At that point, your thinking shifts. You begin to picture the name on a sign, on a crate, or in a conversation with a customer. It no longer feels like an idea, but like something that already exists. That quiet sense of fit is usually the strongest signal you will get. Clever names chase reaction. The right name settles in and stays.

Final Word

Farm brand names that last are built on clarity, not creativity for its own sake. They feel natural because they reflect real places, real work, and real intentions.

If a name sounds like it could have existed before you chose it, that is usually a strength. Let the farm give the name weight over time.

Strong brands grow into their names. They do not depend on them.

FAQ

What makes a farm name memorable?

A farm name becomes memorable when it is easy to say, easy to recall, and connected to something real. Names tied to land, values, or a clear idea tend to stick better than names built purely for novelty.

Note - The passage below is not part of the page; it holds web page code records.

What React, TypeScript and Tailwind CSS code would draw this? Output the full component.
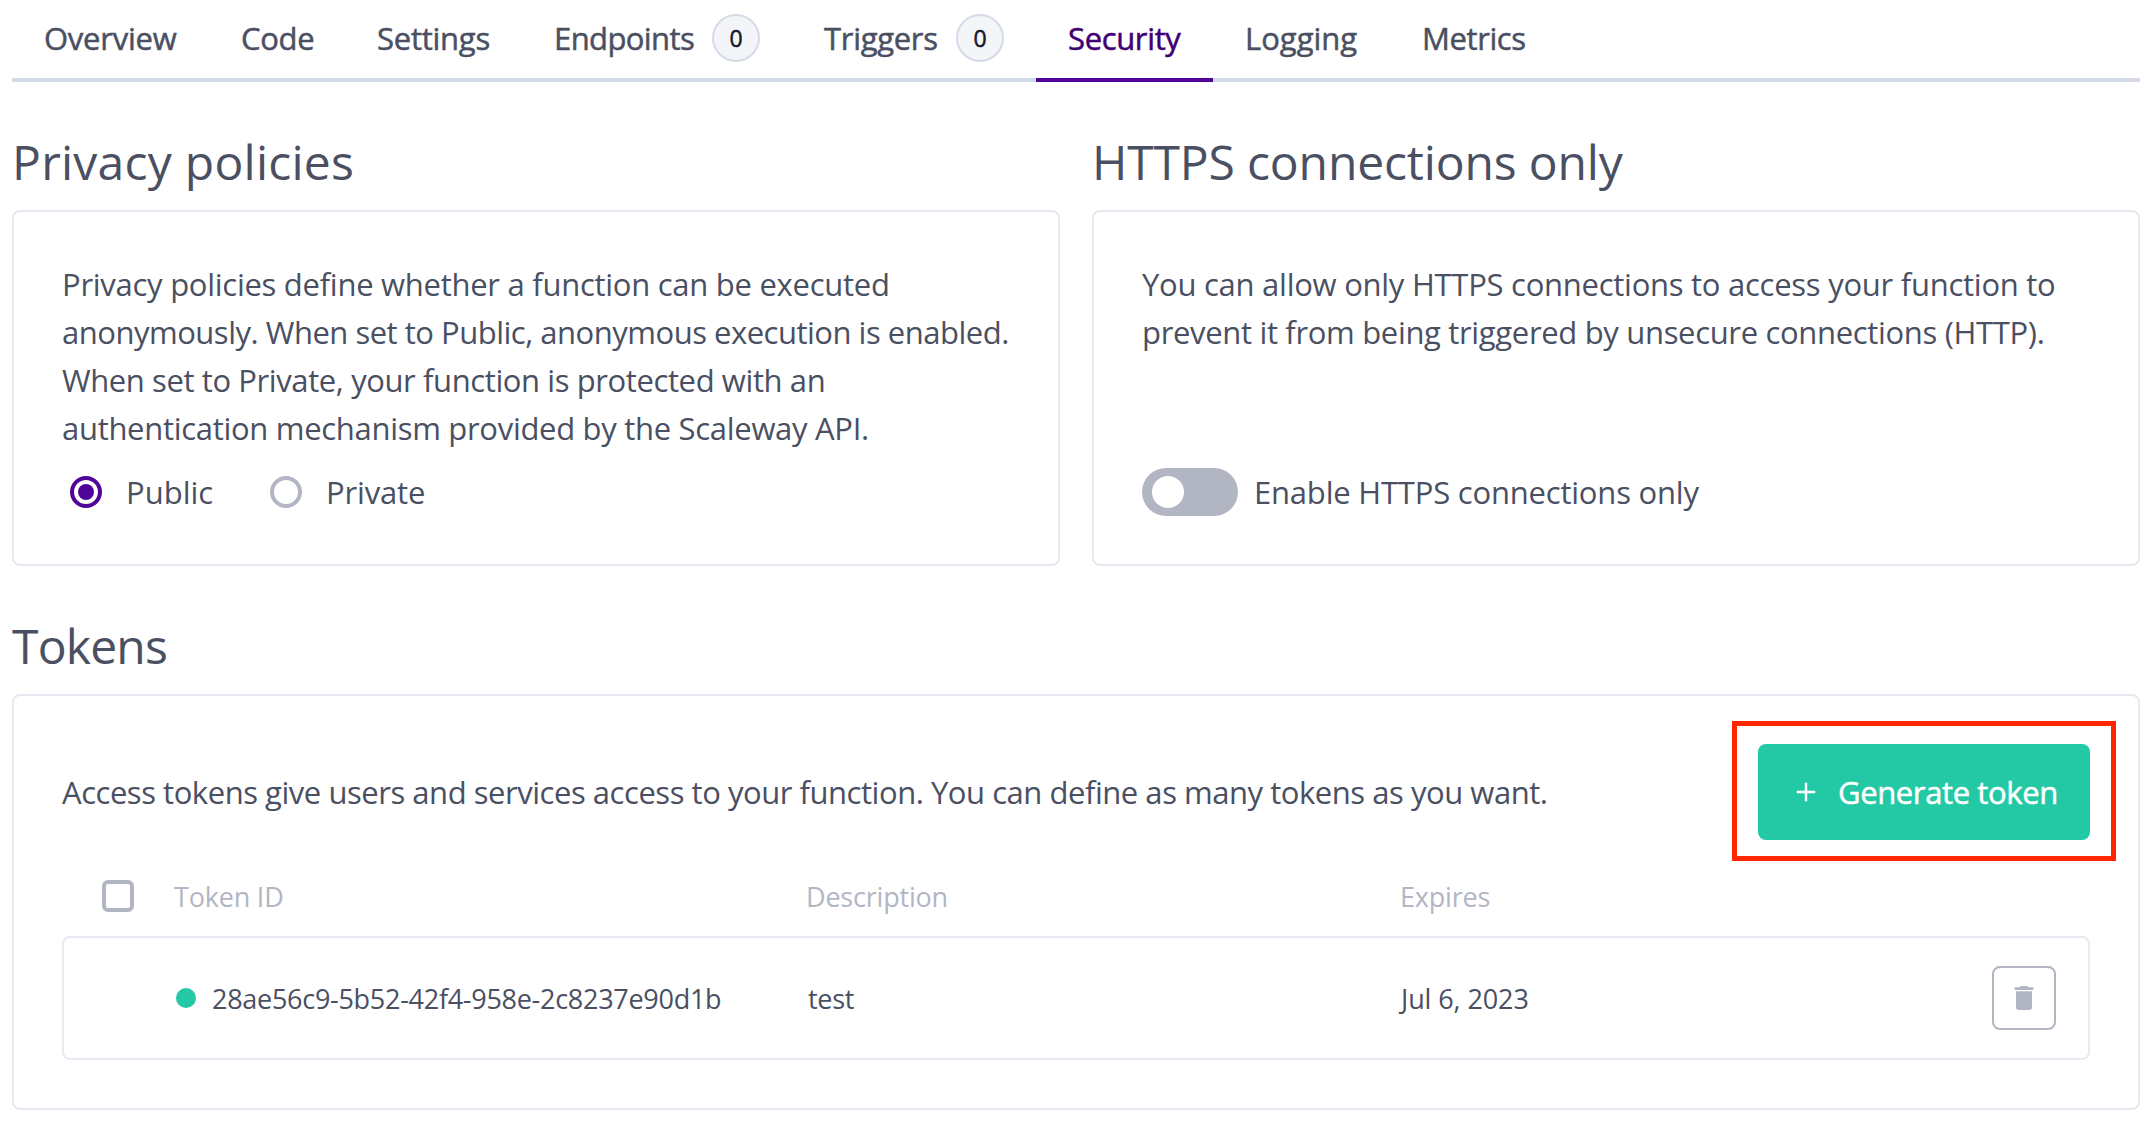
import type { ReactNode } from "react";

type TabProps = { label: string; width: string; spacing?: string; count?: number; active?: boolean };

const tabs: TabProps[] = [
  { label: "Overview", width: "w-[197px]", spacing: "tracking-[-0.25px]" },
  { label: "Code", width: "w-[136px]", spacing: "tracking-[-0.3px]" },
  { label: "Settings", width: "w-[177px]", spacing: "tracking-[-0.25px]" },
  { label: "Endpoints", width: "w-[270px]", spacing: "tracking-[-0.6px]", count: 0 },
  { label: "Triggers", width: "w-[244px]", spacing: "tracking-[-0.3px]", count: 0 },
  { label: "Security", width: "w-[177px]", spacing: "tracking-[-0.35px]", active: true },
  { label: "Logging", width: "w-[177px]", spacing: "tracking-[0px]" },
  { label: "Metrics", width: "w-[168px]", spacing: "tracking-[-0.4px]" },
];

function Tab({ label, width, spacing, count, active }: TabProps) {
  return (
    <button
      className={`${width} ${active ? "border-[#4f0599] text-[#3e0073]" : "border-[#d5dae9] text-[#4a4f62]"} flex h-[82px] shrink-0 items-center justify-between border-b-4 px-8 pb-0.5 text-[31px] font-medium`}
    >
      <span className={`${spacing} whitespace-nowrap [-webkit-text-stroke:0.5px_currentColor]`}>{label}</span>
      {count !== undefined && (
        <span className="flex size-12 shrink-0 items-center justify-center rounded-full border-2 border-[#d5dae9] bg-[#f4f5f8] text-[23px] leading-none text-[#151a2d] [-webkit-text-stroke:0.5px_currentColor]">
          {count}
        </span>
      )}
    </button>
  );
}

function Heading({ children, spacing = "" }: { children: ReactNode; spacing?: string }) {
  return <h2 className={`${spacing} mt-[50px] mb-[18px] h-[60px] text-[48px] leading-[60px] whitespace-nowrap`}>{children}</h2>;
}

function Card({ children }: { children: ReactNode }) {
  return <div className="flex flex-col rounded-lg border-2 border-[#e6e9f0] p-12">{children}</div>;
}

function Line({ children, spacing }: { children: ReactNode; spacing: string }) {
  return <span className={`${spacing} block whitespace-nowrap`}>{children}</span>;
}

function Radio({ label, checked, spacing }: { label: string; checked?: boolean; spacing: string }) {
  return (
    <label className="flex items-center gap-6">
      <span className={`${checked ? "border-[#4f0599]" : "border-[#b2b6c3]"} flex size-8 items-center justify-center rounded-full border-4`}>
        {checked && <span className="size-4 rounded-full bg-[#4f0599]" />}
      </span>
      <span className={spacing}>{label}</span>
    </label>
  );
}

export default function App() {
  return (
    <main className="h-[1124px] w-[2152px] overflow-hidden bg-white px-3 font-['Open_Sans',sans-serif] text-[31px] leading-[48px] text-[#4a4f62]">
      <nav className="flex">
        {tabs.map((t) => (
          <Tab key={t.label} {...t} />
        ))}
        <div className="grow border-b-4 border-[#d5dae9]" />
      </nav>

      <div className="grid grid-cols-2 gap-x-8">
        <section>
          <Heading spacing="tracking-[0.25px]">Privacy policies</Heading>
          <Card>
            <p className="h-48">
              <Line spacing="tracking-[-0.27px]">Privacy policies define whether a function can be executed</Line>
              <Line spacing="tracking-[-0.49px]">anonymously. When set to Public, anonymous execution is enabled.</Line>
              <Line spacing="tracking-[-0.4px]">When set to Private, your function is protected with an</Line>
              <Line spacing="tracking-[-0.3px]">authentication mechanism provided by the Scaleway API.</Line>
            </p>
            <div className="mt-4 flex h-12 items-center gap-14 pl-2">
              <div className="w-36">
                <Radio label="Public" checked spacing="tracking-[0px]" />
              </div>
              <Radio label="Private" spacing="tracking-[-0.15px]" />
            </div>
          </Card>
        </section>
        <section>
          <Heading spacing="tracking-[-0.15px]">HTTPS connections only</Heading>
          <Card>
            <p className="h-48">
              <Line spacing="tracking-[-0.26px]">You can allow only HTTPS connections to access your function to</Line>
              <Line spacing="tracking-[-0.33px]">prevent it from being triggered by unsecure connections (HTTP).</Line>
            </p>
            <div className="mt-4 flex h-12 items-center gap-4">
              <span className="flex h-12 w-24 items-center rounded-full bg-[#b2b6c3] pl-2.5">
                <span className="size-8 rounded-full bg-white" />
              </span>
              <span className="tracking-[-0.2px]">Enable HTTPS connections only</span>
            </div>
          </Card>
        </section>
      </div>

      <section>
        <Heading spacing="tracking-[-0.8px]">Tokens</Heading>
        <Card>
          <div className="flex h-24 items-center justify-between">
            <p className="tracking-[-0.46px] whitespace-nowrap">
              Access tokens give users and services access to your function. You can define as many tokens as you want.
            </p>
            <div className="relative">
              <button className="flex h-24 w-[332px] items-center rounded-lg bg-[#23c9a4] pl-[38px] text-[31px] font-medium text-white">
                <svg className="size-5" viewBox="0 0 20 20" fill="none" stroke="currentColor" strokeWidth="2.4">
                  <path d="M10 .7v18.600M.7 10h18.600" />
                </svg>
                <span className="ml-[22px] tracking-[-0.38px] whitespace-nowrap [-webkit-text-stroke:0.5px_currentColor]">Generate token</span>
              </button>
              <span className="pointer-events-none absolute -top-[23px] -right-[26px] -bottom-[21px] -left-[26px] border-[5px] border-[#ff2600]" />
            </div>
          </div>

          <div className="mt-4 grid h-20 grid-cols-[72px_632px_594px_1fr] items-center pl-10 text-[27px] text-[#b2b6c3]">
            <span className="size-8 rounded-[6px] border-4 border-[#b2b6c3]" />
            <span className="pt-0.5 tracking-[-0.2px]">Token ID</span>
            <span className="pt-0.5 tracking-[-0.2px]">Description</span>
            <span className="pt-0.5 tracking-[-0.2px]">Expires</span>
          </div>

          <div className="grid h-[124px] grid-cols-[72px_634px_593px_1fr_64px] items-center rounded-lg border-2 border-[#e8e9f1] pr-8 pl-[38px] text-[27px]">
            <span />
            <span className="flex items-center gap-4 pl-0.5">
              <span className="size-5 rounded-full bg-[#23c9a4]" />
              <span className="pt-0.5 tracking-[-0.28px]">28ae56c9-5b52-42f4-958e-2c8237e90d1b</span>
            </span>
            <span className="pt-0.5 tracking-[-0.3px]">test</span>
            <span className="pt-0.5 tracking-[-0.1px] whitespace-nowrap">Jul 6, 2023</span>
            <button className="flex size-16 items-center justify-center rounded-lg border-2 border-[#b2b6c3]">
              <svg className="h-6 w-5" viewBox="0 0 20 24" fill="#b2b6c3">
                <path d="M.7 1.3h5L6.7 0h6.600l1 1.300h5V4H.7zM2 5.300h16V21.300A2.700 2.700 0 0 1 15.300 24H4.700A2.700 2.700 0 0 1 2 21.300z" />
              </svg>
            </button>
          </div>
        </Card>
      </section>
    </main>
  );
}
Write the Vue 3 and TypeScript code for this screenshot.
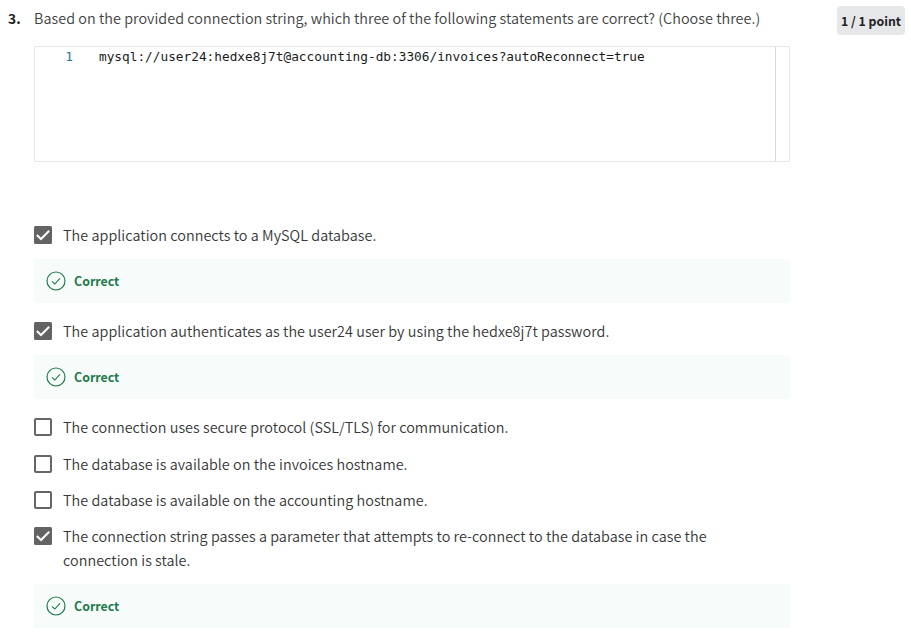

Should a farm name describe what the farm produces?

It can, but it does not have to. Descriptive names help with clarity, especially for local or direct sales. More open-ended names offer flexibility if the farm expands or changes focus over time.

Is it better to use a family name or a creative name?

Both can work. Family names often signal trust and accountability, while creative names can express personality or values. The better option is the one that feels natural to say and represents how you want the farm to be perceived.

Can a farm name be too simple?

Simple is rarely a problem. In fact, many strong farm brands rely on simple language. A name only becomes an issue if it is so generic that it blends into everything else.

Should I worry about domain and social media availability?

Yes, but it should not shut down the creative process. Check availability once you have a short list of serious options. If a name is taken, refine the idea rather than forcing small changes that make it harder to use.